I'm well aware of that. I don't think it would be reasonable, politically feasible, or ethical to go back to a situation akin to those times. Social Security in the U.S. (and I apologize for resorting to a U.S. example, but I am far more familiar with the data concerning those examples), even as the program has some serious problems, has done enormous good in virtually eliminating the incidence of poverty among senior citizens. Just cutting expenditures is not a viable reform. Gradually slowing expenditure growth over an extended timeframe, raising the retirement age to better reflect changes in life expectancy, adjusting payroll taxes, perhaps separating the pension component from supplemental programs, will likely be needed. On an actuarial basis, the challenges facing that program are far more manageable than the health-related imbalances in the U.S.
With respect to those latter imbalances, the introduction of budgeting (financial rationing) or cutting expenditures/raising taxes, won't achieve the desired ends. A large part of the problem rests in the structure of the U.S. health industry itself. Far-reaching changes will be required there. Those changes will need to address technology procurement, the supply of personnel (touching on licensing issues, determining what is/is not empirically supported as useful), among numerous other factors. The degree of structural reform will likely be magnitudes of order greater than what was pursued in the recently-enacted health care law.
Because the markets are being manipulated and are imperfect. Hence the idea that the free market is the best way is a stupid thing. It should be the job of regulators to minimize the manipulation as much as possible.. by for example demanding that if you want to speculate the you need to own the good/stock/stuff that you are speculating in and not "borrow" it from someone else. It would cut speculation dramatically. Just think if those who pushed up oil to 150 dollars were forced to actually take delivery of the oil they were buying?
Yes, because the markets along with the speculators were looking for the supposed weak nations. We see it all the time but so far we as a society just shrug it off despite we all having to pay for the consequences of these speculators actions.. and all the while these speculators are making trillions on the misery of others. We saw it when the markets went after Sweden a decade or so ago, they tried to do the same with Denmark.. and failed. They tried with stronger economies in Asia but had to settle with the weaker ones. They tried and succeeded in South America several times.
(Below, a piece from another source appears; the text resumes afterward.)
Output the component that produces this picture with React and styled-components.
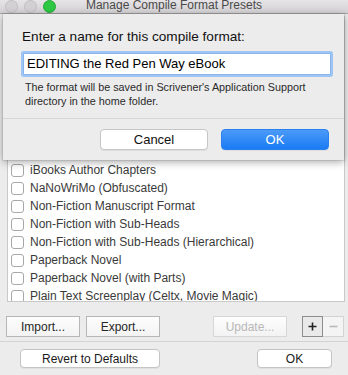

They forced the pound out of the Europe currency thing (can never remember what it is called) 20 years ago almost, and tried to do it with other currencies also .. but failed.
As numerous factors (market structure, information asymmetries, human psychology/behavior, interests of market participants, etc.) assure that markets are not perfect, not always rational, produce externalities, can go to excess (and speculative attacks on currencies is one dimension of excess), a level of regulation is necessary. The regulation needs to be sufficiently robust and its enforcements sufficiently effective to assure that the objectives of such regulation are achieved. Markets are a wonderful mechanism. But one should not lose sight of the reality that markets, like any other human institution, have imperfections and can produce failure, as well as success.
On the US .. no way. The rating wont change. There might be a lot of threating, but it wont change. The US has been in the toilet budget wise for decades and nothing has happened on the credit rating. Its projected debt vs GDP in real dollars is massive, and nothing has happened. Its actual debt vs GDP is huge and nothing has happened. Nothing will happen as long as most if not all ratings agencies are American owned and run the way they are. These rating agencies wont bite the hand that feeds them.
I'd like to see more empirical work done on the effectiveness and utility of ratings agencies relative to measuring risk. They are a deeply embedded component in the world of finance, but are they really effective at what they do? The recent financial crisis exposed major problems, but such problems have been exposed time and again each time there has been a major crisis be it the Scandanavian banking crisis of the early 1990s or the Asian financial crisis in the late 1990s, or the most recent U.S.-led financial crisis.
In the broader context, risk management needs to be improved markedly. It is not clear that risk management is qualitatively better than it was in the past. Early findings concerning such models as the Value at Risk (very widely used) suggest that such models may actually have amplified the risk as the financial crisis was beginning to develop. Judgment, reliance on historic cases, understanding/research in market structure, among other approaches need to be given much greater weight in an improved risk management environment.
And neither is the whole Greek budget deficit.
That's correct.
Legacy effect? Spain has had a budget surplus.. yes a budget surplus for over a decade, cutting their debt vs GDP every year until the world wide crisis. That is a legacy. In the same time frame, the US had deficits increase year after year, with debt piling up for .. yes decades. The UK was a tad better though. If anything the legacy of the US economy is far far far worse than the Greek since the US has been in a budget deficit since before Carter pretty much. The whole legacy is most likely built up on the fact that the US consumer is a spending nut but that is solely based on the wishful thinking that the US consumer will go back to previous consumption levels and as it stands now that aint gonna happen any time soon.
Looking at your point, I think "legacy" was the wrong word to describe the situation. To rephrase it, there is a prevailing conventional wisdom under which it is taken as an article of faith that the U.S. won't default, the UK won't default, etc. IMO, such assumptions are not helpful when one is actually trying to get a better understanding of sovereign debt risk.
it can I know, just pointing out that Ireland has the worst total debt on the planet, by far, followed by the UK. Another thing is how each country does its mortgage markets .. it is all different.
I looked a little further into the matter on Ireland. Reasons for ratings agency confidence--which may or may not be justified--included:
It is "too early to conclude that most of the factors that contributed to (Ireland's) economic vitality have been structurally eroded." "Ireland has some room to manoeuvre." The government's financial strength heading into the financial crisis/recession was "very high."